My ideal relationship would be more aptly described as a series of interconnectivities between individuals, of which I would be one.
In this relationship is everyone that I love to some extent, and for each of these people from their own perception is everyone they love. I envision it like little gossamer tendrils of energy attaching me to those I think about and love. Some strands are brighter and stronger than others but each is a living thing that can be nurtured to a healthier state or neglected until it withers and dies.
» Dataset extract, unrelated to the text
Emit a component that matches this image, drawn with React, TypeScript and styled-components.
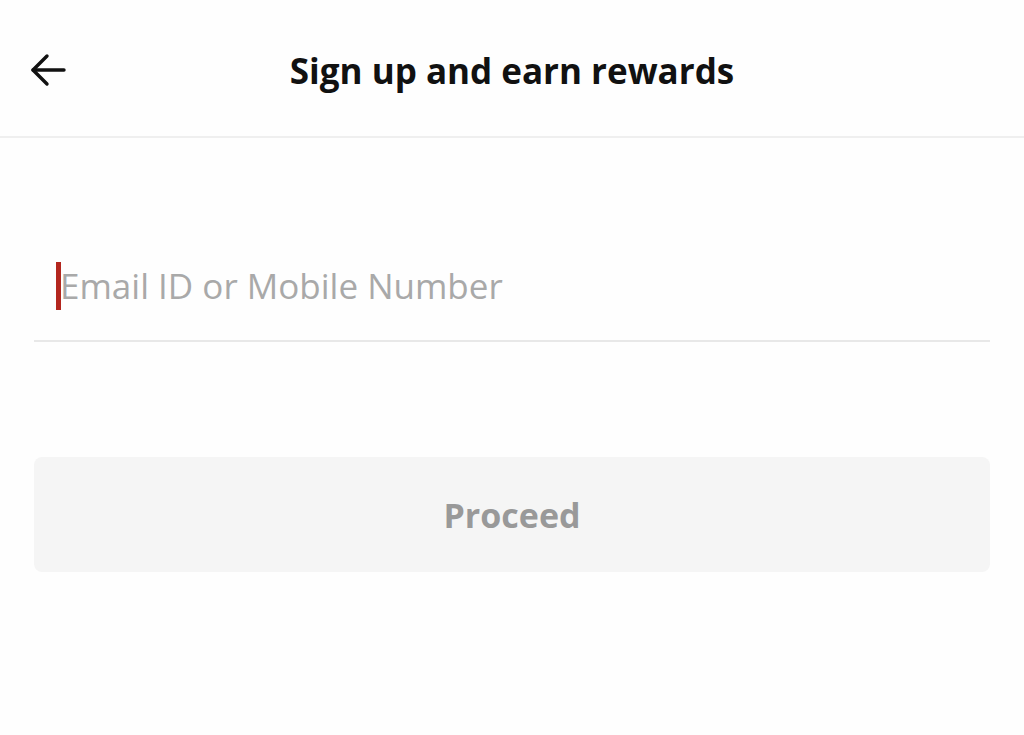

I would have my lovers, and in turn they would have their own. Ideally, I would want the abcense of one of my lovers to be filled by another, or perhaps there would be times when I choose to be alone and they would occupy themselves with other lovers or activities. I hope to be like the river, if a stone is removed, the space is filled. If a stone is added, the space is respected and flowed around. Strong and flowing love, flexible, patient and quietly constant no matter the circumstances.
I like to think I'm practicing this now, trying to love those around me constantly, but being respectful in my interactions with them, not pushing into their space by forcing them to accept my love. Rather it is a thing that is there if/when they choose it, and it is there but not invasive if they choose to turn to other things/people.
That is who I hope to be in the relationship. Whom I hope to be in the situation is not specific other than the people I already love. Their characteristics are varied. The main thing I would like to see is me NOT causing them a bunch of pain and anguish because that has been my main problem in the past. Because I pretty much never find poly girls to be with, they are always mono and I tell them how I am and I've had someone point out that the formula usually goes they are okay with it at first, until they actually start to care about me more deeply then they want me "all to themselves".
So I guess who they are in the ideal relationship is less possessive or whatever it is that they are experiencing that causes such frustrated desires. I would like to have partners who accept that I may want to be somewhere else or with someone else at times.